2. Overloading The Room
A second idea that could have a negative impact on your pre-sub meeting is having too many people involved, whether on a teleconference or meeting in person at FDA headquarters. Now, it is certainly necessary to include your experts (e.g., physicians, designers, clinicians, statisticians, etc.) as appropriate, but realize that the FDA will match you. They will strive to include an expert of their own, in each applicable area, to ask and answer questions.
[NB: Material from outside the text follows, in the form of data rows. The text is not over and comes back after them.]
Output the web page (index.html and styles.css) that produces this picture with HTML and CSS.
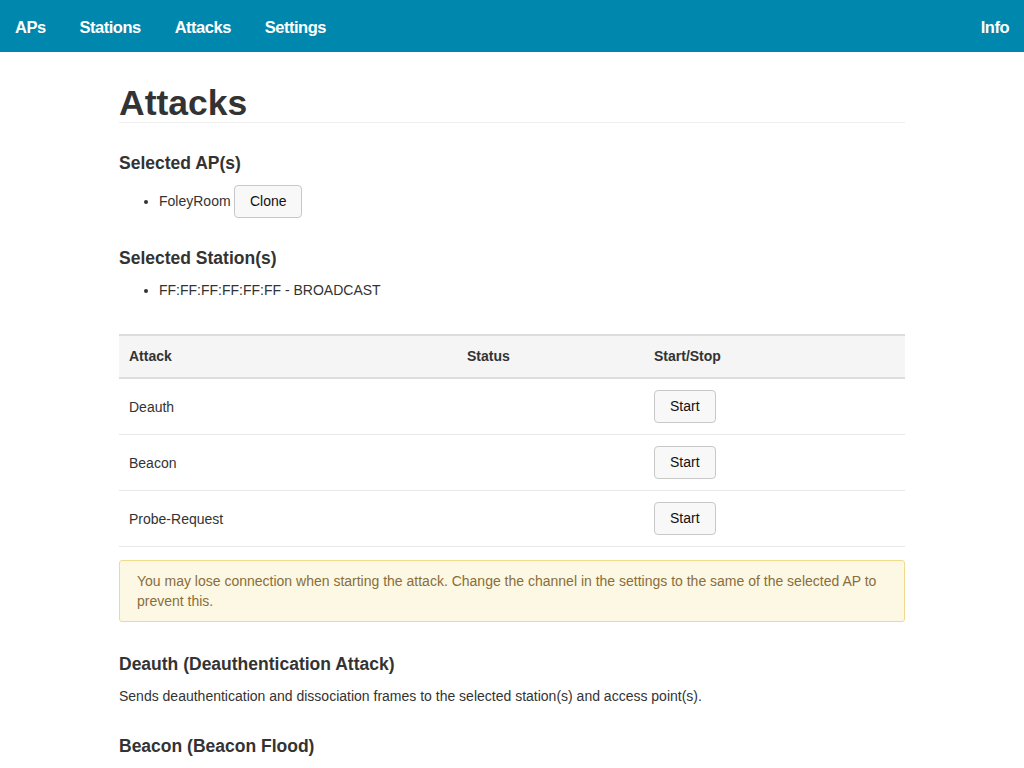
FILE: index.html
```html
<!DOCTYPE html>
<html lang="en">
<head>
<meta charset="utf-8">
<title>Attacks</title>
<link rel="stylesheet" href="styles.css">
</head>
<body>
<nav class="navbar">
  <div class="nav-left">
    <a class="nav-link" href="#">APs</a>
    <a class="nav-link" href="#">Stations</a>
    <a class="nav-link" href="#">Attacks</a>
    <a class="nav-link" href="#">Settings</a>
  </div>
  <a class="nav-link" href="#">Info</a>
</nav>
<main class="container">
  <h1 class="page-title">Attacks</h1>

  <h3 class="section-title">Selected AP(s)</h3>
  <ul class="list">
    <li>FoleyRoom <button class="btn">Clone</button></li>
  </ul>

  <h3 class="section-title">Selected Station(s)</h3>
  <ul class="list">
    <li>FF:FF:FF:FF:FF:FF - BROADCAST</li>
  </ul>

  <table class="table">
    <colgroup>
      <col class="col-attack">
      <col class="col-status">
      <col class="col-action">
    </colgroup>
    <thead>
      <tr><th>Attack</th><th>Status</th><th>Start/Stop</th></tr>
    </thead>
    <tbody>
      <tr><td>Deauth</td><td></td><td><button class="btn btn-table">Start</button></td></tr>
      <tr><td>Beacon</td><td></td><td><button class="btn btn-table">Start</button></td></tr>
      <tr><td>Probe-Request</td><td></td><td><button class="btn btn-table">Start</button></td></tr>
    </tbody>
  </table>

  <div class="alert">You may lose connection when starting the attack. Change the channel in the settings to the same of the selected AP to prevent this.</div>

  <h3 class="section-title section-gap">Deauth (Deauthentication Attack)</h3>
  <p class="desc">Sends deauthentication and dissociation frames to the selected station(s) and access point(s).</p>

  <h3 class="section-title">Beacon (Beacon Flood)</h3>
</main>
</body>
</html>
```
FILE: styles.css
```css
html, body {
  margin: 0;
  padding: 0;
}
body {
  font-family: "Liberation Sans", Arial, Helvetica, sans-serif;
  font-size: 14px;
  line-height: 20px;
  color: #333;
  background: #fff;
}
.navbar {
  box-sizing: border-box;
  height: 52px;
  padding: 2px 15px 0 15px;
  background: #0087ad;
  display: flex;
  align-items: center;
  justify-content: space-between;
}
.nav-left {
  display: flex;
  gap: 34px;
}
.nav-link {
  color: #fff;
  text-decoration: none;
  font-weight: bold;
  font-size: 16.5px;
  letter-spacing: -0.5px;
}
.container {
  width: 786px;
  margin: 0 auto;
}
.page-title {
  margin: 32px 0 0 0;
  font-size: 35.5px;
  line-height: 38px;
  font-weight: bold;
  border-bottom: 1px solid #eee;
}
.section-title {
  margin: 30px 0 12px 0;
  font-size: 17.5px;
  line-height: 20px;
  font-weight: bold;
}
.section-gap {
  margin-top: 32px;
}
.list {
  margin: 0;
  padding-left: 40px;
}
.btn {
  box-sizing: border-box;
  height: 33px;
  padding: 0 14.5px;
  font-family: "Liberation Sans", Arial, Helvetica, sans-serif;
  font-size: 14px;
  line-height: 31px;
  color: #111;
  background: #f8f8f8;
  border: 1px solid #c8c8c8;
  border-radius: 4px;
  vertical-align: baseline;
}
.btn-table {
  display: block;
  padding: 0 15px;
}
.table {
  width: 100%;
  margin-top: 34px;
  border-collapse: collapse;
  table-layout: fixed;
  border-top: 2px solid #ddd;
}
.col-attack { width: 338px; }
.col-status { width: 187px; }
.col-action { width: 261px; }
.table th {
  text-align: left;
  font-weight: bold;
  padding: 10px;
  line-height: 21px;
  background: #f5f5f5;
  border-bottom: 2px solid #ddd;
}
.table td {
  padding: 11px 10px;
  vertical-align: middle;
  border-bottom: 1px solid #e8e8e8;
}
.alert {
  margin-top: 13px;
  padding: 10px 17px;
  background: #fcf8e3;
  border: 1px solid #f0da8e;
  border-radius: 3px;
  color: #8a6d3b;
}
.desc {
  margin: 0 0 30px 0;
}
```
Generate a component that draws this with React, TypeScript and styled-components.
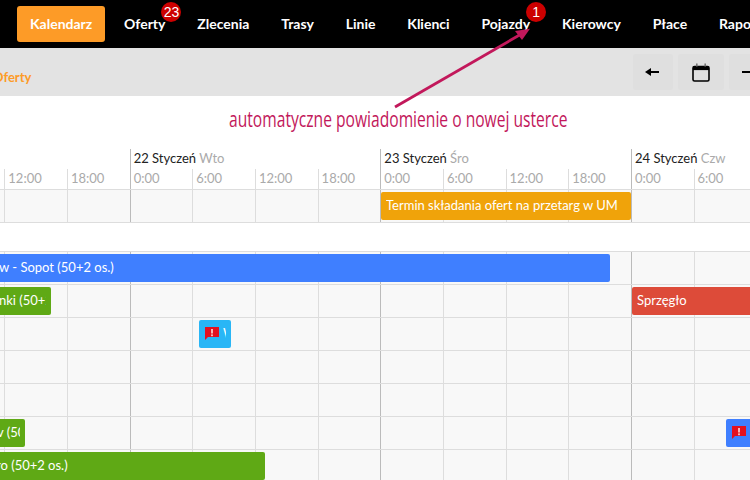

This can make for a very large gathering, leading to delays in scheduling and eventually resulting in an unwieldy meeting. A director of regulatory affairs with whom I once worked wanted to make an impression of how important the pre-sub meeting was to her organization. She planned to have a dozen members of her team on the teleconference. FDA responded in kind with an impressive team, and introductions alone took nearly a quarter of the meeting. Even worse, though the dialogue was productive, so many individuals were weighing in on each question, only half of the agenda was covered by the end of the one-hour meeting. There is absolutely no need to try to show strength or importance in planning for a pre-sub meeting. You cannot overwhelm the FDA, but if you want to impress them, have the right people in the room, and no one else.
3. Winking At The FDA
I really wish I was joking, but this actually happened: I was attending an in-person pre-submission meeting at FDA headquarters, acting as a consultant to a medtech CEO and his team. The company had scheduled the meeting to get feedback for its next 510(k) submittal, covering an updated version of its device. The complicating factor was that the company’s currently-marketed device had come under fire in a recent FDA inspection, and was under threat of recall. In talking about the new submission for the next-generation device, the CEO brought up his company’s current compliance problem, and commented how the new design wouldn’t have the problems of the current product. Then, he winked across the table at the FDA representatives and asked if they would put in a good word for the company with field compliance staff. Awkward…I wanted to crawl under the table. Remember, there are no favors from the FDA. Each device must be safe and effective of its own merit, or be removed from the market.
The FDA Weighs In
I’m not the only one with some advice on pre-subs. FDA has shared its thoughts on some bad ideas in the above-mentioned guidance document. The agency provides these examples of general questions it considers NOT conducive to a productive discussion during a pre-sub meeting:
• Will the information outlined in my pre-sub support a substantial equivalence determination?
• Are the results of my bench testing acceptable?
• Is the clinical data collected sufficient?
In preparing for the pre-sub meeting and putting the data package together, we need to do enough work to be able to ask the FDA questions that they can answer either yes or no. For example, if we gather clinical data at three sites, with 30 patients at each site, and statistically 95 percent of the subjects have a successful outcome as defined in the study plan, will the FDA agree that we will have adequately demonstrated clinical utility for the device? The value of the FDA’s feedback to us is directly related to our effort in asking the right questions.